• [Data]:
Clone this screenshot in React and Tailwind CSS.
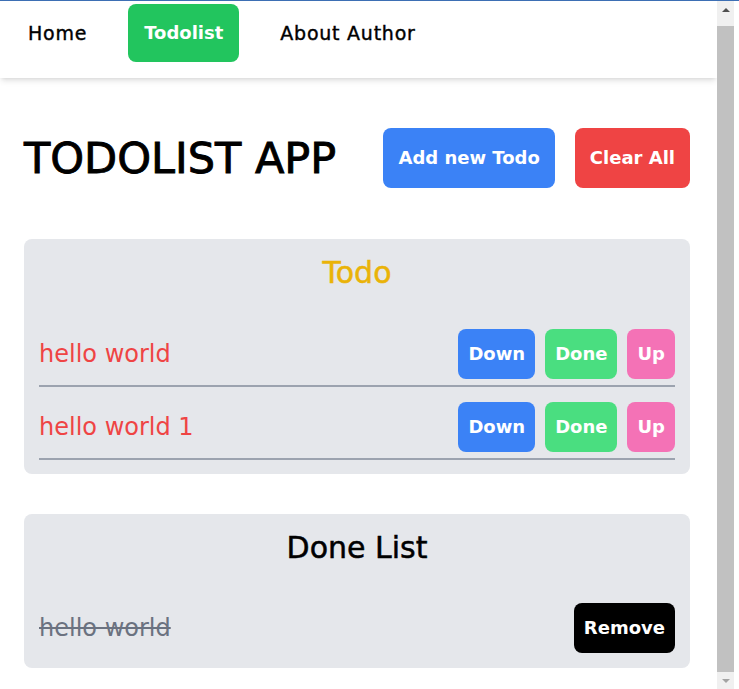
import React from 'react';

const todos = ['hello world', 'hello world 1'];
const done = ['hello world'];

const NavItem = ({ label, active }) => (
  <a
    href="#"
    className={
      active
        ? 'flex h-[58px] items-center rounded-lg bg-[#22c55e] px-4 text-lg font-bold text-white'
        : 'flex h-[58px] items-center px-4 text-[19px] tracking-[0.04em] text-black [-webkit-text-stroke:0.4px_currentColor]'
    }
  >
    {label}
  </a>
);

const TodoRow = ({ text, first }) => (
  <div className={`flex items-center justify-between border-b-2 border-[#9ca3af] pb-[6px] ${first ? 'mt-[38px]' : 'mt-[15px]'}`}>
    <span className="text-2xl text-[#ef4444]">{text}</span>
    <div className="flex gap-2.5">
      <button className="h-[50px] rounded-lg bg-[#3b82f6] px-2.5 text-lg font-bold text-white">Down</button>
      <button className="h-[50px] rounded-lg bg-[#4ade80] px-2.5 text-lg font-bold text-white">Done</button>
      <button className="h-[50px] rounded-lg bg-[#f472b6] px-2.5 text-lg font-bold text-white">Up</button>
    </div>
  </div>
);

const Scrollbar = () => (
  <div className="flex h-full w-[17px] shrink-0 flex-col items-center bg-[#f0f0f0]">
    <div className="flex h-[17px] w-full items-center justify-center">
      <div className="h-0 w-0 border-x-[4px] border-b-[4px] border-x-transparent border-b-[#505050]" />
    </div>
    <div className="mt-[8px] w-full flex-1 bg-[#c1c1c1]" />
    <div className="flex h-[17px] w-full items-center justify-center">
      <div className="h-0 w-0 border-x-[4px] border-t-[4px] border-x-transparent border-t-[#a3a3a3]" />
    </div>
  </div>
);

export default function App() {
  return (
    <div className="flex h-screen overflow-hidden border-t border-[#3d6fb4] bg-white font-['DejaVu_Sans',sans-serif]">
      <div className="w-[717px] shrink-0">
        {/* Navbar */}
        <nav className="flex h-[77px] items-start gap-[25px] bg-white pl-3 pt-[3px] shadow-md">
          <NavItem label="Home" />
          <NavItem label="Todolist" active />
          <NavItem label="About Author" />
        </nav>

        <main className="px-6 pb-12 pt-[50px] pr-[27px]">
          <div className="flex items-center justify-between">
            <h1 className="text-[43px] leading-none text-black [-webkit-text-stroke:0.9px_currentColor]">TODOLIST APP</h1>
            <div className="flex gap-5">
              <button className="h-[60px] rounded-lg bg-[#3b82f6] px-[15px] text-lg font-bold text-white">Add new Todo</button>
              <button className="h-[60px] rounded-lg bg-[#ef4444] px-[15px] text-lg font-bold text-white">Clear All</button>
            </div>
          </div>

          {/* Todo list */}
          <section className="mt-[51px] rounded-lg bg-[#e5e7eb] px-[15px] pb-[14px] pt-4">
            <h2 className="text-center text-3xl text-[#eab308] [-webkit-text-stroke:0.5px_currentColor]">Todo</h2>
            {todos.map((t, i) => (
              <TodoRow key={t} text={t} first={i === 0} />
            ))}
          </section>

          {/* Done list */}
          <section className="mt-10 rounded-lg bg-[#e5e7eb] px-[15px] pb-[15px] pt-4">
            <h2 className="text-center text-3xl text-black [-webkit-text-stroke:0.5px_currentColor]">Done List</h2>
            {done.map((t) => (
              <div key={t} className="mt-[37px] flex items-center justify-between">
                <span className="text-2xl text-[#6b7280] line-through">{t}</span>
                <button className="h-[50px] rounded-lg bg-black px-2.5 text-lg font-bold text-white">Remove</button>
              </div>
            ))}
          </section>
        </main>
      </div>
      <Scrollbar />
    </div>
  );
}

• [Do this]: Each line from the top of the material through the line containing "const done = ['hello world'];" should be reproduced exactly; please drop any images.

• [Exercise solution]:
Clone this screenshot in React and Tailwind CSS.
import React from 'react';

const todos = ['hello world', 'hello world 1'];
const done = ['hello world'];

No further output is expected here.